Karen Conway, company secretary of family-owned GBT LTD, a catering equipment supplier based in Halifax, writes why striking a balance between web sales and traditional sales is an ongoing challenge.
It’s a very early breakfast on a Saturday morning and I’ve spent it reading the March issue of Catering Insight. Andrew Seymour’s article on page 2 entitled ‘Why the web is still leaving kitchen dealers in a tangle’ is a frank and unbiased representation of the situation in the industry, and will fuel further discussion going forward around sales channels.
But the piece has hit a nerve with me, resulting in pen being put to paper — or, at the very least, notes for what to include in an e-mail that will wing its way to the Editor.
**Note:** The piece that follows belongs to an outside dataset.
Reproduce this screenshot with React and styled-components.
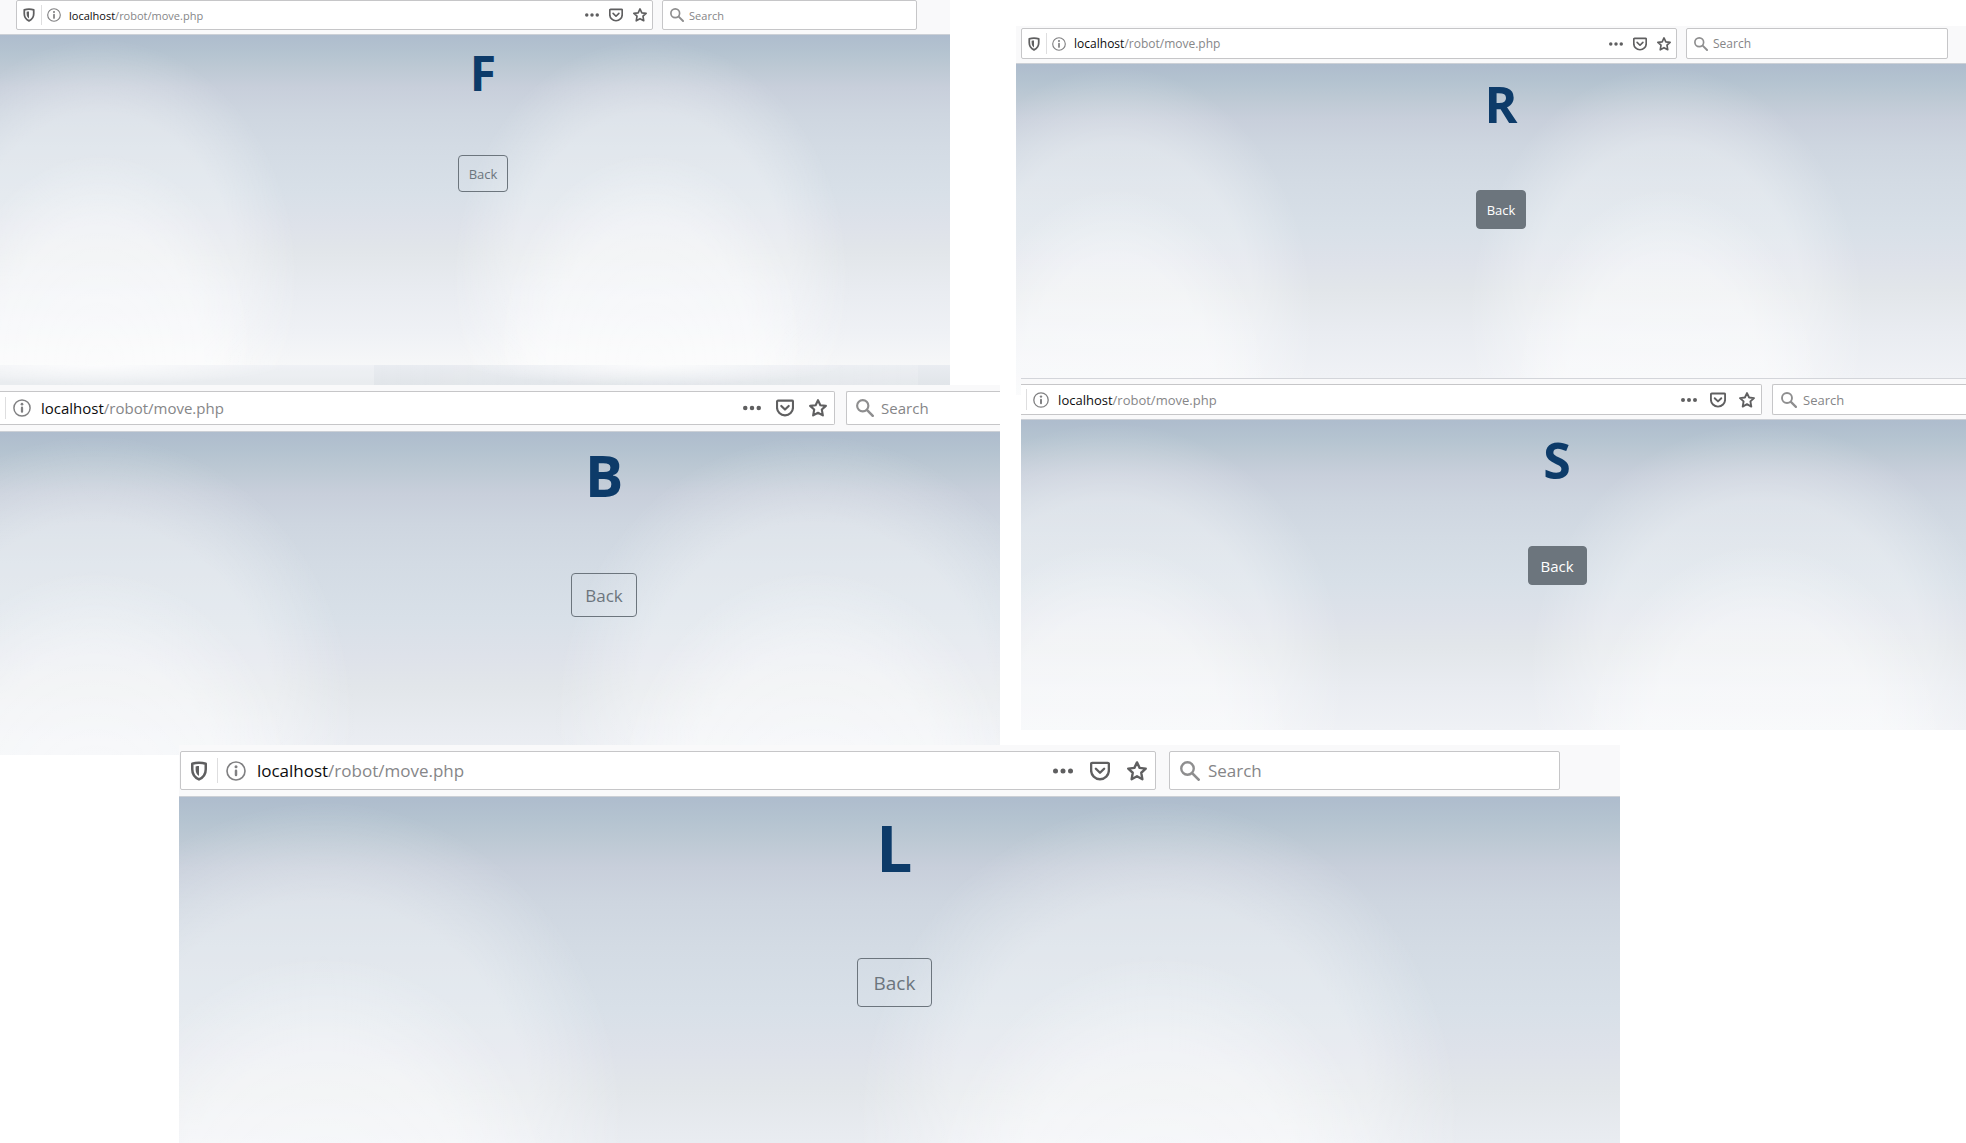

So what was it about this article that made me feel so aggrieved?
Well, it made me reflect personally on how ‘GBT Ltd’, the business I run with my husband, had evolved since inception in January 2007, and how we now operate commercially at each side of the debate as traditional dealers and web sellers.
The landing page on our commercial catering equipment website says ‘office hours Mon to Fri 9am-5pm’. In an ideal world these would be our actual hours of work, but they far exceed this number. As a matter of fact they’ve increased significantly since our new website www.wesellcateringequipment.com was launched in September 2011.
GBT Ltd had been expanding since 2007 and, up until August 2010, we had premises which held stock and had cooking demonstration facilities. Dealers will know that this type of operation is costly and, over a period of time, a pattern started to develop.
Potential customers were more than happy to attend demonstrations by manufacturers such as Rational UK, however when we followed up with them we found they had shopped online and actually purchased a unit that was marginally cheaper than our quoted prices from said ‘box shifters’.
This happened all too often and was, quite literally, soul destroying. Difficult choices were made, we moved out of the showroom into offices within a business centre and we began to reflect on how we would operate in this changing market place. The money saved on overheads over a period of time was reinvested and utilised to build a quality e-commerce website.
For us it was very much a case of ‘if you can’t beat them join them’. Time is also costly and we invested an inordinate amount of time in developing a website that would reflect the core values at the root of our business, such as excellent service, professional expertise, value and quality products that offer reliability and longevity. We certainly feel it is money well spent!
Our website has been live for six months now and it is proving to be a costly affair. There are financial implications which, of course, are infinite so if you’re under the impression that sales are guaranteed by having a website then don’t be.
Very recently, manufacturers have started to dictate what can and cannot be advertised online, and now it seems they appreciate how their products are being devalued by numerous sites professing to offer the cheapest prices. This is something we’d highlighted prior to investing in a website and, at the time, our words fell on deaf ears.
The internet is definitely here to stay and it is an invaluable way in which to reach customers.
At the moment we have a site that has increasing traffic and we’re starting to use social media to increase our brand awareness — but that’s a whole new topic of discussion for another day!